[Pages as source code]

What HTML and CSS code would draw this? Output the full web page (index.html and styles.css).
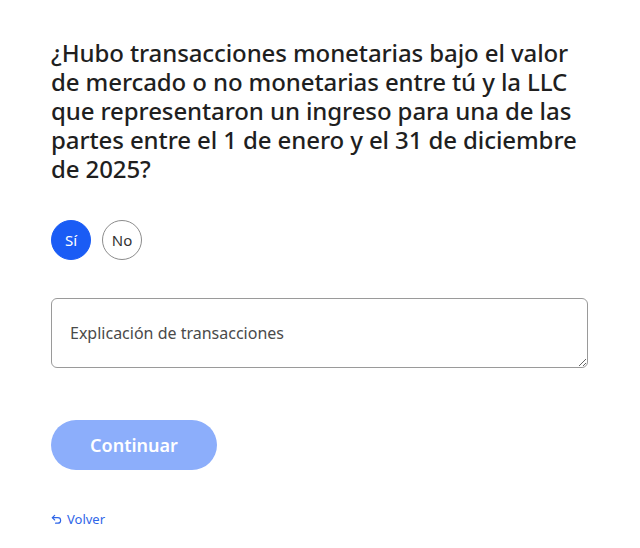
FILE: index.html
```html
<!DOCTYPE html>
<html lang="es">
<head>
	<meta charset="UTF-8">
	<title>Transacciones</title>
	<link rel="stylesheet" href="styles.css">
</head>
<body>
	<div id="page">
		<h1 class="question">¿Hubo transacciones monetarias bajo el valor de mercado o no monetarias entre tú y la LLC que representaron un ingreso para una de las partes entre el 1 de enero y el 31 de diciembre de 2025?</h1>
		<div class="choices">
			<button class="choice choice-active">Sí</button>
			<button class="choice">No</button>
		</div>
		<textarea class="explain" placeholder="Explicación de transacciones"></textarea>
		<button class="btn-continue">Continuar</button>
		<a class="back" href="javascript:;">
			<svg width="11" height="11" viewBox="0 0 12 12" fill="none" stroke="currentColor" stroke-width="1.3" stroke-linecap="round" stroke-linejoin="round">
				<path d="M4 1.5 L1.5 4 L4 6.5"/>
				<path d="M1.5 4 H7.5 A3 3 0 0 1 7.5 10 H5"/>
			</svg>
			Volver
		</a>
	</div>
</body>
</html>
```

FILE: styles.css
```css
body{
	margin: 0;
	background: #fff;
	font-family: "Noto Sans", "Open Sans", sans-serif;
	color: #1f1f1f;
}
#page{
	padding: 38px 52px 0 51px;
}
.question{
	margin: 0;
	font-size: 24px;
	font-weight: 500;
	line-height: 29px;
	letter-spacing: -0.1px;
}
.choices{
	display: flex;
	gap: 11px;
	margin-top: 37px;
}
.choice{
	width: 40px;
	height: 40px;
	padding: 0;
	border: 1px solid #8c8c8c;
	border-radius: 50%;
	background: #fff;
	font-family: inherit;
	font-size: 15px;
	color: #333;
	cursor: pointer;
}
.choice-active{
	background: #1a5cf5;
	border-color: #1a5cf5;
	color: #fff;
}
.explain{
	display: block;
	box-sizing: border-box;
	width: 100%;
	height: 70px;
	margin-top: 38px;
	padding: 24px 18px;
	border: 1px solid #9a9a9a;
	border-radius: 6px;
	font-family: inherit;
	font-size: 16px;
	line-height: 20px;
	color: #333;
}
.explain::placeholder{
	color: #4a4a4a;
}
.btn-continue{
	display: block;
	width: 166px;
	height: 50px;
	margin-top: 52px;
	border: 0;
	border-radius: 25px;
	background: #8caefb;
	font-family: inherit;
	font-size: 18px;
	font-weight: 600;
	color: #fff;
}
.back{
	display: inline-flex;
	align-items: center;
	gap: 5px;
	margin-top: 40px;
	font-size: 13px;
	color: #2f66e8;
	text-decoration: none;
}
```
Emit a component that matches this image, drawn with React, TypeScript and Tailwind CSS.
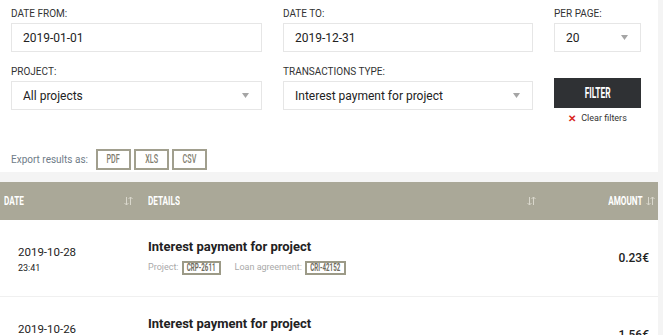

...

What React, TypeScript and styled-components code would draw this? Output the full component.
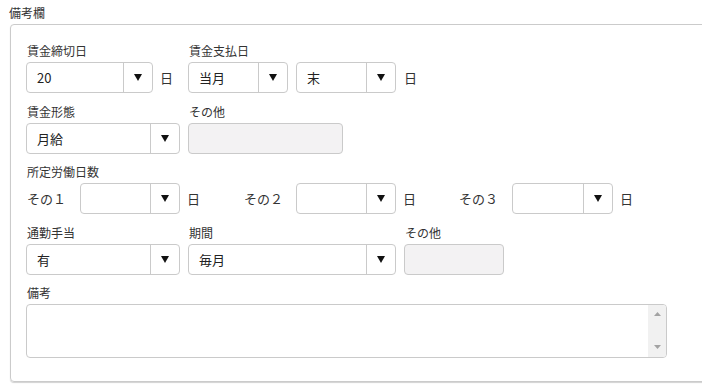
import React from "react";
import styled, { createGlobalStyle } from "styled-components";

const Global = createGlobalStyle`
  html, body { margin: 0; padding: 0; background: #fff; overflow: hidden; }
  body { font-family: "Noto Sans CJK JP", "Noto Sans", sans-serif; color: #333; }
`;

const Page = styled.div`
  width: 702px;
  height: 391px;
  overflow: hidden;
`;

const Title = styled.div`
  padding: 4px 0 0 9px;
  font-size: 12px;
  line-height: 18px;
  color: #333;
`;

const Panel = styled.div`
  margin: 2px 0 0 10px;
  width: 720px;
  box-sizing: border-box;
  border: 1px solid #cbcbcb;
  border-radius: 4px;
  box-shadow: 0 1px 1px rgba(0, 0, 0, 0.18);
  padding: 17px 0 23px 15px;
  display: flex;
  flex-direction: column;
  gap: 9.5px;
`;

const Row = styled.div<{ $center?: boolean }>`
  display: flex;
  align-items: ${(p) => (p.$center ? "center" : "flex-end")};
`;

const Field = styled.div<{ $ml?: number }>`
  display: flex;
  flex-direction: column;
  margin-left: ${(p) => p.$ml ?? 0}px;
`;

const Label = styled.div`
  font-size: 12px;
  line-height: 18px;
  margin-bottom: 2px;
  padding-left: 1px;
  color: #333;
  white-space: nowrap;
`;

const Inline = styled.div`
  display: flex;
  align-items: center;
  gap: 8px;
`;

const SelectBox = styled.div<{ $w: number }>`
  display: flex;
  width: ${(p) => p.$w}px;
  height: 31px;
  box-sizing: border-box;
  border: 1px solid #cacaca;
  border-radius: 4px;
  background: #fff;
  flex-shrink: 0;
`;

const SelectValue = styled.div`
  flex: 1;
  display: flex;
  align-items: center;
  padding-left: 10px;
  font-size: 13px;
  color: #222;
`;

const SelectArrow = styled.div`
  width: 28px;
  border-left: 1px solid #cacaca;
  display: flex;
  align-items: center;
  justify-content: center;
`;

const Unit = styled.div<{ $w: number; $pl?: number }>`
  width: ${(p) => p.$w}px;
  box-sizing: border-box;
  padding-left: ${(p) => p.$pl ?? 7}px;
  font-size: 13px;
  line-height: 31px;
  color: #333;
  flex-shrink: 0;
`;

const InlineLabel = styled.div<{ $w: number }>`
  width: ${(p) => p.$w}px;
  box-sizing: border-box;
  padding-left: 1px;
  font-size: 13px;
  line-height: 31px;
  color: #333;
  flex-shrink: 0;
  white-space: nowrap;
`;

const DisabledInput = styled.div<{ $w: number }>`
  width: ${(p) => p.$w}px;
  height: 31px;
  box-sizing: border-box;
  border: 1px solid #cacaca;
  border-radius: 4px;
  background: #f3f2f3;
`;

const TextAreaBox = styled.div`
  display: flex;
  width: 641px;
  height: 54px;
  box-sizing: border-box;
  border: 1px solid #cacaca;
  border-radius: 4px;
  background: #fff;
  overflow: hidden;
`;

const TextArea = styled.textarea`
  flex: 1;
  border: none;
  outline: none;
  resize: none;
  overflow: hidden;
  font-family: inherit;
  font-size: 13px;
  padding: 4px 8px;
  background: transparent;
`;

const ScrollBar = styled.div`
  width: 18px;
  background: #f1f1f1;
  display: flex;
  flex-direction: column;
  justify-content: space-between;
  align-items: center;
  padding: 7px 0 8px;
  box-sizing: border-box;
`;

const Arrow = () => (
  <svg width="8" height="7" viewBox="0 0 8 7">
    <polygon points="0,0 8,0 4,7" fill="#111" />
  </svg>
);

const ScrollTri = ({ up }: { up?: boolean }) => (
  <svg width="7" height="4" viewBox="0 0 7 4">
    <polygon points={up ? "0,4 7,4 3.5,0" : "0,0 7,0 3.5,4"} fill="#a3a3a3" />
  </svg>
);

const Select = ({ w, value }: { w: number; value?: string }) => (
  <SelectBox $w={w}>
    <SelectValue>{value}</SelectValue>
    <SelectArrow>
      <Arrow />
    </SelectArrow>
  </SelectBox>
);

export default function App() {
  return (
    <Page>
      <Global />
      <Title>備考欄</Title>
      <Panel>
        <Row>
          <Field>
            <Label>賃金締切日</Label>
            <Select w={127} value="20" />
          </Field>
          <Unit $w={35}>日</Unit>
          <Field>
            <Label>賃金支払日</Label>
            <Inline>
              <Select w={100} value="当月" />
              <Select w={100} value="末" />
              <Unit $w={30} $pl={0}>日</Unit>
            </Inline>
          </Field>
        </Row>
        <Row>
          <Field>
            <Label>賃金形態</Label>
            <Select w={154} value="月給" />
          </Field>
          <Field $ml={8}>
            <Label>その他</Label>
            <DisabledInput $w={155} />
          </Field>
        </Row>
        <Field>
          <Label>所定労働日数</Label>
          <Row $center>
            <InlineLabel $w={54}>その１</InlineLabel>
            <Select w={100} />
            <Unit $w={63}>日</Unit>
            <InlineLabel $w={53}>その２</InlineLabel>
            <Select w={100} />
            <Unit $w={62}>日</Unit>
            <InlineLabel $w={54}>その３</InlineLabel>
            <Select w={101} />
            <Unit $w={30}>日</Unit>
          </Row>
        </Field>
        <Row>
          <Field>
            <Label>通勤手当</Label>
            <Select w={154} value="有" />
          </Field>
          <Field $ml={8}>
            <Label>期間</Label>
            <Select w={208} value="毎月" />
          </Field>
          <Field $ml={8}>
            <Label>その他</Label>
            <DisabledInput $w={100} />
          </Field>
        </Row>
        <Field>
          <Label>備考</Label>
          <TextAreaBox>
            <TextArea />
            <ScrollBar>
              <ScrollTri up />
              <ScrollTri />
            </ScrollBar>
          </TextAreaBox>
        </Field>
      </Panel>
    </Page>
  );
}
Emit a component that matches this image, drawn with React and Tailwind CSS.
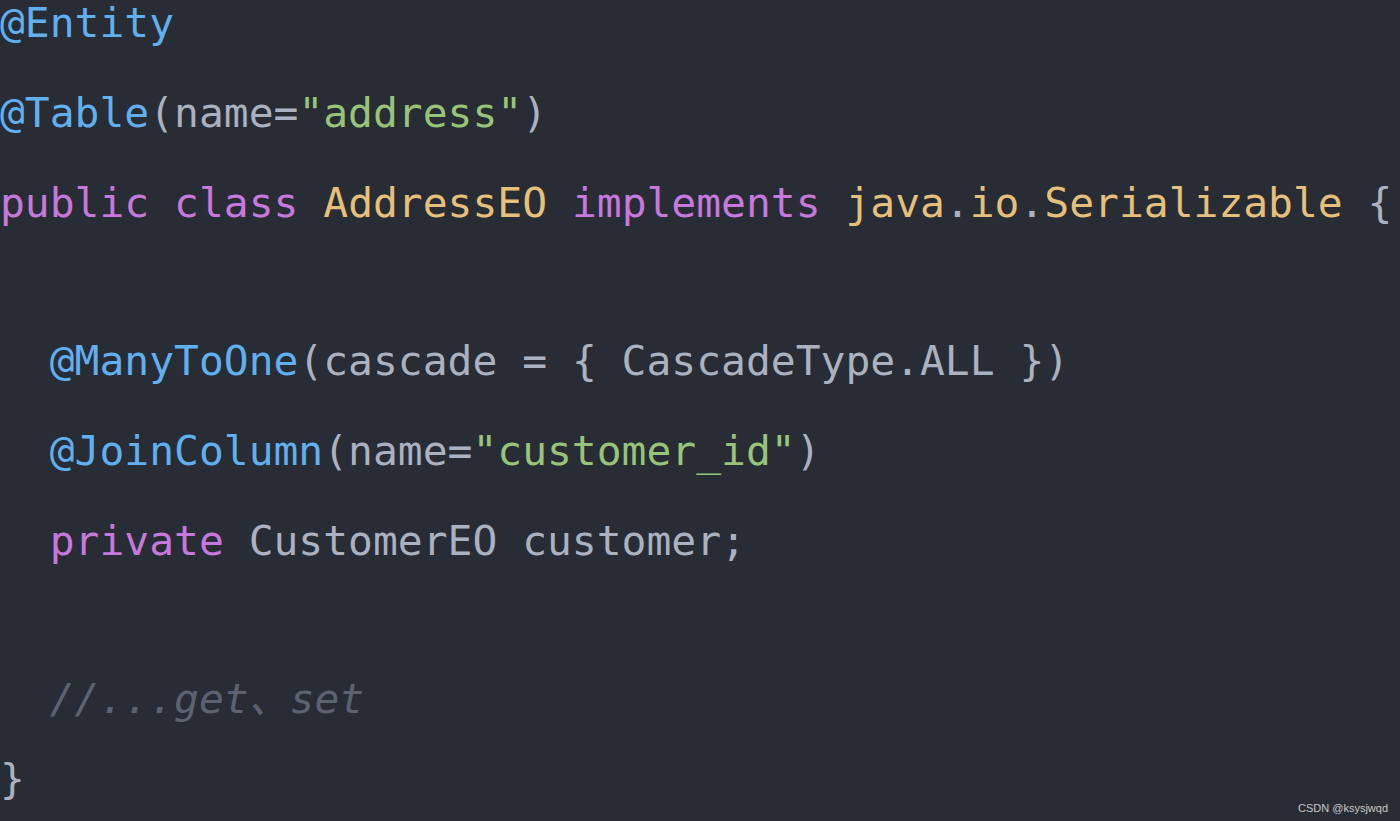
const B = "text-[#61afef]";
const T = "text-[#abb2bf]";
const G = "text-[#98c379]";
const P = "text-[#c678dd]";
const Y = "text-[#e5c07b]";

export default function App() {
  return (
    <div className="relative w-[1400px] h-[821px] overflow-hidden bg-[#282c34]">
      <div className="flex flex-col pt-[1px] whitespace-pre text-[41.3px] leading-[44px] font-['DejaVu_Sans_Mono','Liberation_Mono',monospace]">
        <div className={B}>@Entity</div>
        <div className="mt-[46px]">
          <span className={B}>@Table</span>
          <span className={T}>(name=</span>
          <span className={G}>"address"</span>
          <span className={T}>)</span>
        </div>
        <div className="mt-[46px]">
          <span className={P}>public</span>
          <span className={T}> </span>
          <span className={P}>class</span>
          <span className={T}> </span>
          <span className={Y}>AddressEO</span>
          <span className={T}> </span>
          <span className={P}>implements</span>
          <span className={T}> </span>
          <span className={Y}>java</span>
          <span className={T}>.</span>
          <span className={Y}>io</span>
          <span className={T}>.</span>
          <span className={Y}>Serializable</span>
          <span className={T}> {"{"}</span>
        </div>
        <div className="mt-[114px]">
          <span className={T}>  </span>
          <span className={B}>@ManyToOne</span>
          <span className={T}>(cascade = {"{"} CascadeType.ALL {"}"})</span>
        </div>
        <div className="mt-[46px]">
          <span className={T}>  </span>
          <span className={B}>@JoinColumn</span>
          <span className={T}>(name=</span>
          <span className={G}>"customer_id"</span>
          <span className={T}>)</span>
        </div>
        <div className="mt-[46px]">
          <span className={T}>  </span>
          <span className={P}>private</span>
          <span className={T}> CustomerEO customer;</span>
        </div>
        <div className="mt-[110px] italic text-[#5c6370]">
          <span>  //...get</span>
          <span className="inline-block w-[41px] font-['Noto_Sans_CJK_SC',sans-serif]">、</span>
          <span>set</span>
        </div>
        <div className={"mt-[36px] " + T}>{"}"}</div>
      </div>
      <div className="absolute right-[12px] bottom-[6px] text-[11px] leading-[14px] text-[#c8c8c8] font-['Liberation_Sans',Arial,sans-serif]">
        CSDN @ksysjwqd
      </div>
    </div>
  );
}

---

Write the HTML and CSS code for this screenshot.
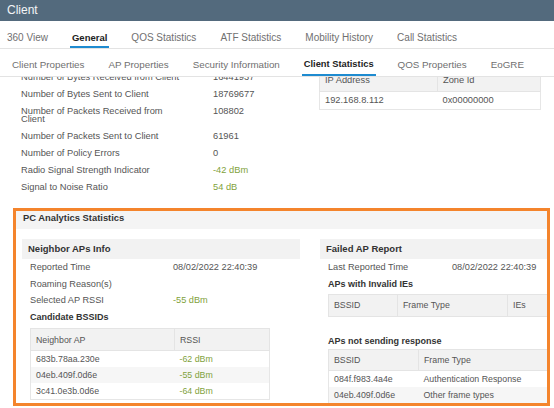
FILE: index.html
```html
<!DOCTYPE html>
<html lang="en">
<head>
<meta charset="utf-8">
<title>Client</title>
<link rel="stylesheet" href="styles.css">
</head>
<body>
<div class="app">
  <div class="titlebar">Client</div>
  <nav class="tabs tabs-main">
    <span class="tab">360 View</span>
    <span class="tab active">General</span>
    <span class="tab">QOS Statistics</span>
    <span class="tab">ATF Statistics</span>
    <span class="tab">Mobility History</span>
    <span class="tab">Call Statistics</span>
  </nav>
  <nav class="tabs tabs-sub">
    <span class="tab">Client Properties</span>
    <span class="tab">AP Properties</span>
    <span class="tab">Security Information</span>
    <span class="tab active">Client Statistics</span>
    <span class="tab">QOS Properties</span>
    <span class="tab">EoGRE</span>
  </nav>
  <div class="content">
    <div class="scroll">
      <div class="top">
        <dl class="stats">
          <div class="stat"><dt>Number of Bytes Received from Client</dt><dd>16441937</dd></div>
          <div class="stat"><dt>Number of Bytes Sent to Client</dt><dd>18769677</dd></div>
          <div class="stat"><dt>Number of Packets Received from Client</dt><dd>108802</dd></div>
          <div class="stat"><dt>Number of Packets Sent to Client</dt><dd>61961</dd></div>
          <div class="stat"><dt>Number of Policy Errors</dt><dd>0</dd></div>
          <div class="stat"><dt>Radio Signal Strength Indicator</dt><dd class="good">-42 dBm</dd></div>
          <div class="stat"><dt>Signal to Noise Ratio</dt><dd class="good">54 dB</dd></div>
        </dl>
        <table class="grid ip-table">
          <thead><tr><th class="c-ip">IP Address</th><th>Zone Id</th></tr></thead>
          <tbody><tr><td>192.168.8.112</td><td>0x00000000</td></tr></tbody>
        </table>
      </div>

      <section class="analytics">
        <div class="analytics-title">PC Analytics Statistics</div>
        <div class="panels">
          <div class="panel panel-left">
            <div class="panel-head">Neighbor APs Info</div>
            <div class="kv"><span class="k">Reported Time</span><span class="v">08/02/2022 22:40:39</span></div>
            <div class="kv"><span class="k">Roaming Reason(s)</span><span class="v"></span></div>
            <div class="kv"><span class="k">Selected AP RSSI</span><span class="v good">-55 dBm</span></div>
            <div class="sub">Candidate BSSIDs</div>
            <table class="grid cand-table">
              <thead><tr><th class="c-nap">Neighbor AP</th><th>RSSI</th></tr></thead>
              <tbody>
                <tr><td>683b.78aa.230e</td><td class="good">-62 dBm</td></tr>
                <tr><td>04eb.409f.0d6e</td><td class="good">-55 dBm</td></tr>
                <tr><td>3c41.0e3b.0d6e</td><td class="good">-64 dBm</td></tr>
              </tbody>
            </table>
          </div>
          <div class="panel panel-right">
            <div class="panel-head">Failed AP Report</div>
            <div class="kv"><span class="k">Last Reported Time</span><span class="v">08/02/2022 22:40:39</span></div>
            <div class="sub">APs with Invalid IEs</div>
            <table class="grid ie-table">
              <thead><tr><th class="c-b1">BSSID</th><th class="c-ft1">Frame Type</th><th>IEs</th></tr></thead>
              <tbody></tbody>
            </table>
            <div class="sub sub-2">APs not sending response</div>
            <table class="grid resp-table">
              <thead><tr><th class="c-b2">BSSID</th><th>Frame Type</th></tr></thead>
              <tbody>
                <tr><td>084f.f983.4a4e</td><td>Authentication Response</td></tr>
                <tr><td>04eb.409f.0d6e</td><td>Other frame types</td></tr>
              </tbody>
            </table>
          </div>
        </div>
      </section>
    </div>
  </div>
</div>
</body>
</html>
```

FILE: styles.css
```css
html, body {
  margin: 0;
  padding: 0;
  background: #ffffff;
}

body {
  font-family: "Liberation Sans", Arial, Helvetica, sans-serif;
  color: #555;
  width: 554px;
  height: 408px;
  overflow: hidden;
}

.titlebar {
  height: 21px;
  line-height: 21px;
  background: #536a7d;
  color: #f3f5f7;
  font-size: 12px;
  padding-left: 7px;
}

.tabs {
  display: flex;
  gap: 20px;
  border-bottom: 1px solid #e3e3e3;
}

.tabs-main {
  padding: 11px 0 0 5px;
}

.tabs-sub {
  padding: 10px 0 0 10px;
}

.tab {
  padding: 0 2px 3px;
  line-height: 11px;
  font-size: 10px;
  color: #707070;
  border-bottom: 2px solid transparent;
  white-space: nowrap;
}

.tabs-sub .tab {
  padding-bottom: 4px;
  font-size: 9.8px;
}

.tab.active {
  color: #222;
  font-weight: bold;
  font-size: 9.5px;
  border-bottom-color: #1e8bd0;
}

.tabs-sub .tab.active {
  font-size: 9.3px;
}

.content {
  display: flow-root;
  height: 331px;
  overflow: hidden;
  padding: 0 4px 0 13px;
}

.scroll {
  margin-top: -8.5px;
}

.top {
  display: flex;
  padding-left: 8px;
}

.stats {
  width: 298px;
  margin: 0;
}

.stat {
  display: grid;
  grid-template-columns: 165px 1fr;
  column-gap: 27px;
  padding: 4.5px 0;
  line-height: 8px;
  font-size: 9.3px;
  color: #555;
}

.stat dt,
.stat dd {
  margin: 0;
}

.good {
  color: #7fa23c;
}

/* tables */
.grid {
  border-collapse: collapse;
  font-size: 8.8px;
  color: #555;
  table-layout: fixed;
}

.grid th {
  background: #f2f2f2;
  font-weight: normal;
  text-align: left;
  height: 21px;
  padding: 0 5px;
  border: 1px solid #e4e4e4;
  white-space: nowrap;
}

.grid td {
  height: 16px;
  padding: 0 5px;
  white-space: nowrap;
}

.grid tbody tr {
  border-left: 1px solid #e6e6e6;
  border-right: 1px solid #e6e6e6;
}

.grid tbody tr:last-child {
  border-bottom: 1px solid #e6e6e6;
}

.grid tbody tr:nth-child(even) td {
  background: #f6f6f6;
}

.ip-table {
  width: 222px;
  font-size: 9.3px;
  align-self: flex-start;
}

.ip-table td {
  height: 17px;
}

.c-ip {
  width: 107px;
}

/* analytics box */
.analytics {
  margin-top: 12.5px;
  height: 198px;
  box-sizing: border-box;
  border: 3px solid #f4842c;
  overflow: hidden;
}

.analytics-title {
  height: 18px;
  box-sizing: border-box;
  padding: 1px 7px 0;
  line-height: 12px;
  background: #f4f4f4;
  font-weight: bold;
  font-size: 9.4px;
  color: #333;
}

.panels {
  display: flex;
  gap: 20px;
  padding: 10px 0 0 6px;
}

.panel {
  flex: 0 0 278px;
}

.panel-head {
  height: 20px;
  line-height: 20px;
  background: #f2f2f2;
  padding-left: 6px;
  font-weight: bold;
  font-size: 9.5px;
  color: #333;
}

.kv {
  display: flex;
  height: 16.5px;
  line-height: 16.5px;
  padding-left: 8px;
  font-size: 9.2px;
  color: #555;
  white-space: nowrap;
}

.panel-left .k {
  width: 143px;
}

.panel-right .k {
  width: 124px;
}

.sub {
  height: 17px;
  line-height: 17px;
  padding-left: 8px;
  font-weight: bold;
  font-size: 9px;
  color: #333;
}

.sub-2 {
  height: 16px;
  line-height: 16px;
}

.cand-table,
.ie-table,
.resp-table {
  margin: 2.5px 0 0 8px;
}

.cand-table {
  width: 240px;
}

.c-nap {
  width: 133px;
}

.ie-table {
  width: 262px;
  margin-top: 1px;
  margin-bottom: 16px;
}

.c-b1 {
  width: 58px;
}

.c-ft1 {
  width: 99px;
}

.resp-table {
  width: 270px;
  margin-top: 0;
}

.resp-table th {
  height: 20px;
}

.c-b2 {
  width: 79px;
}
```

• _EXERCISE INSTRUCTIONS_: Locate all lines in the listing above with the word "full" and copy them.

• _CORRECT OUTPUT_:
What HTML and CSS code would draw this? Output the full web page (index.html and styles.css).
What React, TypeScript and styled-components code would draw this? Output the full component.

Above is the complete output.